Essentially, a D Mart customer more often than not sticks to the brand and even gets his near ones to a D Mart store through word of mouth. This seldom happens with Flipkart, where a customer simply makes a choice on the basis of pricing and discounts.
This brings us to our first important rule of Marketing:
A long term successful Marketing Campaign gives more importance to customer retention than to customer acquisition.
It’s important to keep in mind the future of the company while designing a marketing campaign and not just concentrate on increasing the present sales.
Realise that marketing is only to let people know about you. If you have to keep spending money to retain your customers, something’s definitely wrong.
The amounts spent by e commerce companies during festivities, on advertising and then on huge discounts is massive. On the other hand, D Mart only advertises initially in any city to gain visibility. A few print Ads and they are done. Their own customers get them the flow they need.
D Mart’s marketing expenditure over time is a downward curve while their sales is an increasing curve, while in the case of Flipkart, it’s a wave. This means every time Flipkart cuts it’s expenditures, by either not advertising or not offering discounts, it’s sales decrease.
This discussion brings us to another important rule coined by us for Marketing:
Your Marketing Strategy should be such that over time, your expenditure decreases while sales increase, for smooth and gradual scalability.
To sum it all up, the need of the hour for any business is a holistic approach towards marketing where we take into consideration all parts of the business while designing your promotional campaign, from the procurement of raw material to the distribution to the final sales.
The best example would be D Mart itself. As seen above, D Mart only spends on advertising in the initial phase to gain initial visibility.
The study of their approach begins with the products on sale in D Mart. Clearly, D Mart has stayed away from electronics or jewellery product and has stuck to food and grocery products that are consumed on a daily basis by the consumer. It doesn’t even sell a private label product, which would have given them higher margins, but pose more inventory problems than necessary.
Our next focus is on consumer capacity and demographics. 75% of it’s stores have been opened in existing states and markets, clearly not experimenting with it’s customers.
D Mart then concentrates more on the volume of it’s sales, putting up huge stores and buying the products in bulk, at a much cheaper price than anyone else. It then sells it to the customer at a marginally lesser price than MRP, which is loved by the consumer.

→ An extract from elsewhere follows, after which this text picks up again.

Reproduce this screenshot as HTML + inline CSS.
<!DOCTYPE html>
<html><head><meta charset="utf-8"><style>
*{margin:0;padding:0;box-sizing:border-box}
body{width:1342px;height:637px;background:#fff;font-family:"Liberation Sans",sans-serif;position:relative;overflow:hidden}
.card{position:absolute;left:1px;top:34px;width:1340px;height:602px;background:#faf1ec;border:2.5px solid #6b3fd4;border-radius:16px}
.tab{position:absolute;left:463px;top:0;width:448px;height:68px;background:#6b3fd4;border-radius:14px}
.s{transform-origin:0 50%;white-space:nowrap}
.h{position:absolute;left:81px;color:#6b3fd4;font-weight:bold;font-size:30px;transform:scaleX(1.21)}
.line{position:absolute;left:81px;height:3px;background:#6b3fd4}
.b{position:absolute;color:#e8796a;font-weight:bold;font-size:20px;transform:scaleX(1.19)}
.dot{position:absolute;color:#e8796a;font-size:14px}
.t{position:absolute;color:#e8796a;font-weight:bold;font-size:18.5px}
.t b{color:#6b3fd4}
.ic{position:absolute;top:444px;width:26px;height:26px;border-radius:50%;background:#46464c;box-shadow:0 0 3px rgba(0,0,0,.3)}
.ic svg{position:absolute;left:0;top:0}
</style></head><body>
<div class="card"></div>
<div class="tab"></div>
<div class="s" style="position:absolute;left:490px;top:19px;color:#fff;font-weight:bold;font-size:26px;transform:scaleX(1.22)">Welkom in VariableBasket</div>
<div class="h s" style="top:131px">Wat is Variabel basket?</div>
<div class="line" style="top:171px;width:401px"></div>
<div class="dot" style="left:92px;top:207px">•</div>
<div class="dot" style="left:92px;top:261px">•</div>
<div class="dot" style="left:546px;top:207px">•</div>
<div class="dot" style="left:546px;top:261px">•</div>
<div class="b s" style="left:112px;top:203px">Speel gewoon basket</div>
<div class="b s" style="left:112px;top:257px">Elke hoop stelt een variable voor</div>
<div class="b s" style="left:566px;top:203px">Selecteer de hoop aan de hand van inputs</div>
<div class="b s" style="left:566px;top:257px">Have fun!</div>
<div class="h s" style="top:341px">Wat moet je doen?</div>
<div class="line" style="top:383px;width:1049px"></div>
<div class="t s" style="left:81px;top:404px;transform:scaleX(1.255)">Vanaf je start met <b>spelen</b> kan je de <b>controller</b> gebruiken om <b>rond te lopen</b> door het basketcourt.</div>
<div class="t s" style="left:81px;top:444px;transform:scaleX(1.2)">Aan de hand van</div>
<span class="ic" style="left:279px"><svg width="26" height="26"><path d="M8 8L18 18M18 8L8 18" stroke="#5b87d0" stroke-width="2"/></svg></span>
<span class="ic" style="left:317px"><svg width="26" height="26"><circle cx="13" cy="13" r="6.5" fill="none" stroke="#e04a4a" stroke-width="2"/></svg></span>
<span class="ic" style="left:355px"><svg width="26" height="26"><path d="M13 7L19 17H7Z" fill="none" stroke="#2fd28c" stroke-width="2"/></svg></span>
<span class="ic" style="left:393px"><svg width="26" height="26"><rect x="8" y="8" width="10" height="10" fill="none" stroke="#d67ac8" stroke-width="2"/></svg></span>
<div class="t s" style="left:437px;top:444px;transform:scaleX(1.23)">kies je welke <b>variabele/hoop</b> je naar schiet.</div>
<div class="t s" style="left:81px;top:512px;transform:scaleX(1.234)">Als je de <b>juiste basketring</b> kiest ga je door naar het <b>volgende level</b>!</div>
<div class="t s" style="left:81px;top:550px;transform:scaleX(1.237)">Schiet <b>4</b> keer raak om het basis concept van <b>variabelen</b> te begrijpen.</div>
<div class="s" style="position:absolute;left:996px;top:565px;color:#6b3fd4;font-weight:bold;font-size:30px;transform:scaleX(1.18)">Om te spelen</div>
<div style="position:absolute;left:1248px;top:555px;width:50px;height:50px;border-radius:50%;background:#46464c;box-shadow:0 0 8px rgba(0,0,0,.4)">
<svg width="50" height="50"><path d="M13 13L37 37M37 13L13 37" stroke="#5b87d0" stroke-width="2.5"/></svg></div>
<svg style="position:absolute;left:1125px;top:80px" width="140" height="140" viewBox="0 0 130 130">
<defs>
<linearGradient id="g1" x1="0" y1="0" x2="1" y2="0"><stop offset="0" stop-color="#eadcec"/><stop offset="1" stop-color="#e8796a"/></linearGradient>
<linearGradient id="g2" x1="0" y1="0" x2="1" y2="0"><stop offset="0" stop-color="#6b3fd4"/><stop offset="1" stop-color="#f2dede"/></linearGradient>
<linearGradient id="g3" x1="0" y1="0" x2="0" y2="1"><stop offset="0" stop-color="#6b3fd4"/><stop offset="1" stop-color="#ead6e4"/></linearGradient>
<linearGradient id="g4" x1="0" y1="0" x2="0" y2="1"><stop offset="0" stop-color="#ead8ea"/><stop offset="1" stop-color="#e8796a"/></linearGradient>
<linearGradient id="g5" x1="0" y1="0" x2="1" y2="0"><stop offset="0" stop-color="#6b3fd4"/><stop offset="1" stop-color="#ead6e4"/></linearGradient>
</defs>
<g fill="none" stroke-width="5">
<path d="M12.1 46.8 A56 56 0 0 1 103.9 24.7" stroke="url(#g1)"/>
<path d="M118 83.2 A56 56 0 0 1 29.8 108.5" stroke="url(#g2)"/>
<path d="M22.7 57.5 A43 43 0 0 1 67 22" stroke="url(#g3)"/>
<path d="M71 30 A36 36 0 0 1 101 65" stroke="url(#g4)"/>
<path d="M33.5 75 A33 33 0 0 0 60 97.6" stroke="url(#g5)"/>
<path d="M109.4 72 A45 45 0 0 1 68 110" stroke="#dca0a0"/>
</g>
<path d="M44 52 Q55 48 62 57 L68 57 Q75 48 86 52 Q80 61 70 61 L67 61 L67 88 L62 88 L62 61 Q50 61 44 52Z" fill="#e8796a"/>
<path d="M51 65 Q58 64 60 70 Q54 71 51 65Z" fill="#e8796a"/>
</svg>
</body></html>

At each step from procurement to sales, they have planned up everything carefully to pull in the customer, a completely holistic approach.
If you look closely, it’s all marketing in the end.
How has it paid off? Well, while buzz is so strong around India’s e-commerce industry and companies like Flipkart, the best-performing IPO in recent corporate history is a brick-and-mortar supermarket.
The Best Marketing Doesn’t Feel Like Marketing.